David Hughes

Personal information
- Full name: David Robert Hughes
- Date of birth: 30 December 1972 (age 52)
- Place of birth: St Albans, England
- Height: 5 ft 11 in (1.80 m)
- Position(s): Midfielder

Youth career
- Weymouth

Senior career*
- Years: Team / Apps / (Gls)
- 1991–2000: Southampton / 53 / (3)
- 2002–2008: Eastleigh / 250 / (38)
- 2008–2009: Sutton United / 28 / (5)
- Total:  / 331 / (46)

Managerial career
- 2007: Eastleigh

= David Hughes (footballer, born 1972) =

Welsh footballer (born 1972)

David Robert Hughes (born 30 December 1972) is a Welsh football manager and former footballer.

As a player, he was a midfielder who notably spent six seasons in the Premier League with Southampton. He also had spells with non-league sides Eastleigh and Sutton United. He briefly managed Eastleigh in a player/manager capacity whilst with the club.

==Playing career==

===Southampton===
Hughes was born in St Albans and, after playing youth football with Weymouth, joined Southampton in March 1991, initially as a trainee. He signed a professional contract in August 1991, but did not make his first-team debut until 5 February 1994 (in a 2–1 defeat away to Oldham Athletic) shortly after the appointment of Alan Ball as Saints' manager. He was never a regular member of the first team squad and appeared more often as a substitute than a starter.

In his nine years at The Dell he suffered an incredible catalogue of injuries including broken legs (twice), fractured ribs and back problems which required surgery. When fit, he was an industrious midfielder who could both burst into the box and clear up in defence.

He was a rare goal-scorer, but scored twice in consecutive matches, firstly away to Queens Park Rangers on 28 December 1994 with an acrobatic scissors-kick, and again at home to Manchester United three days later with a right-foot shot, both games ending 2–2.

His career at Southampton finally ended after a knee injury picked up in the August 2000 pre-season at Aldershot.

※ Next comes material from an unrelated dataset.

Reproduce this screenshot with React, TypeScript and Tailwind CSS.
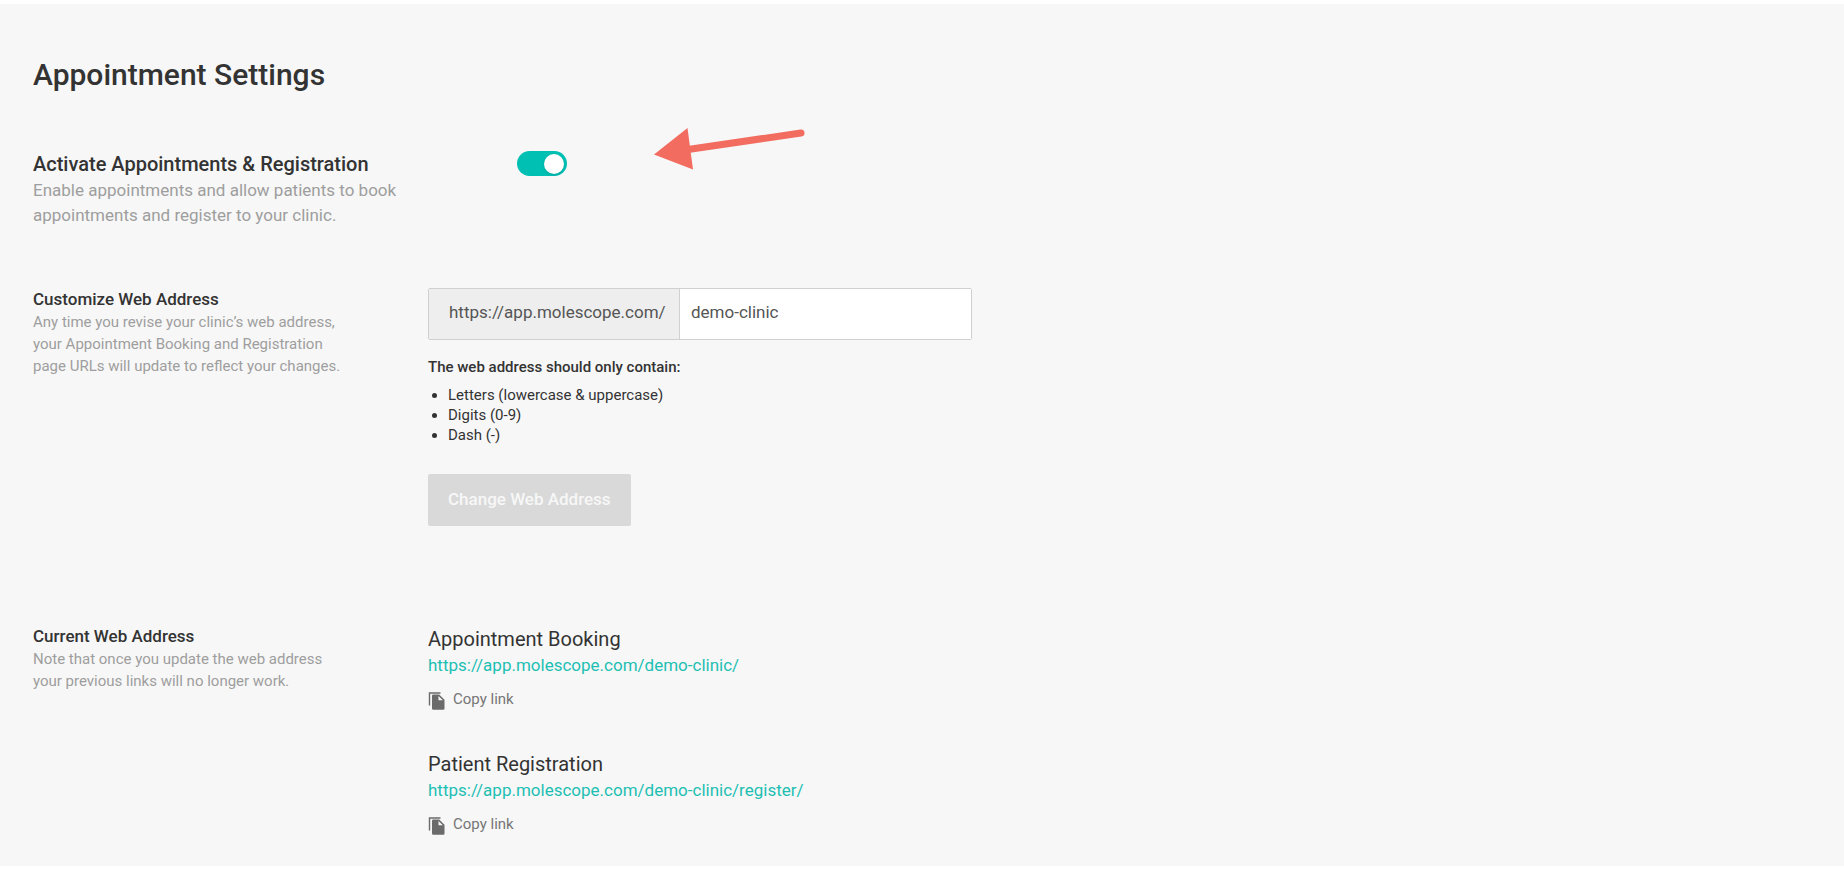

In his six playing seasons at the Saints, Hughes made a total of 64 appearances, scoring three goals.

He also played at Youth level for England and at Under-21 level for Wales.

===Eastleigh===
After leaving professional football, he went into the building trade and in 2002 he joined Eastleigh as player/assistant manager. When Hughes joined, Eastleigh were in the Wessex League but in Hughes' first season they won the title to earn promotion to the Southern League. After one season in the Southern League, Eastleigh transferred to the Isthmian League for the 2004–05 season, from where they were promoted to the Conference South in 2005.

On 9 July 2007, Hughes was promoted to team manager at Eastleigh, following Jason Dodd's resignation. He relinquished this post following the appointment of Ian Baird in October 2007, operating instead as the player/assistant manager.

In October 2008, Hughes resigned from his position at Eastleigh, who were in serious financial difficulties. During his time with the Stoneham Lane club he made over 250 appearances, scoring 38 goals.

===Sutton United===
Hughes was snapped up by former Eastleigh manager Paul Doswell, now manager at Sutton United. He made his debut as substitute in the F.A. Cup 1st Round tie at home to Notts County, and was booked. Hughes totalled 28 league appearances and 5 in the cup, and scored 5 goals in the 2008–09 season for Sutton.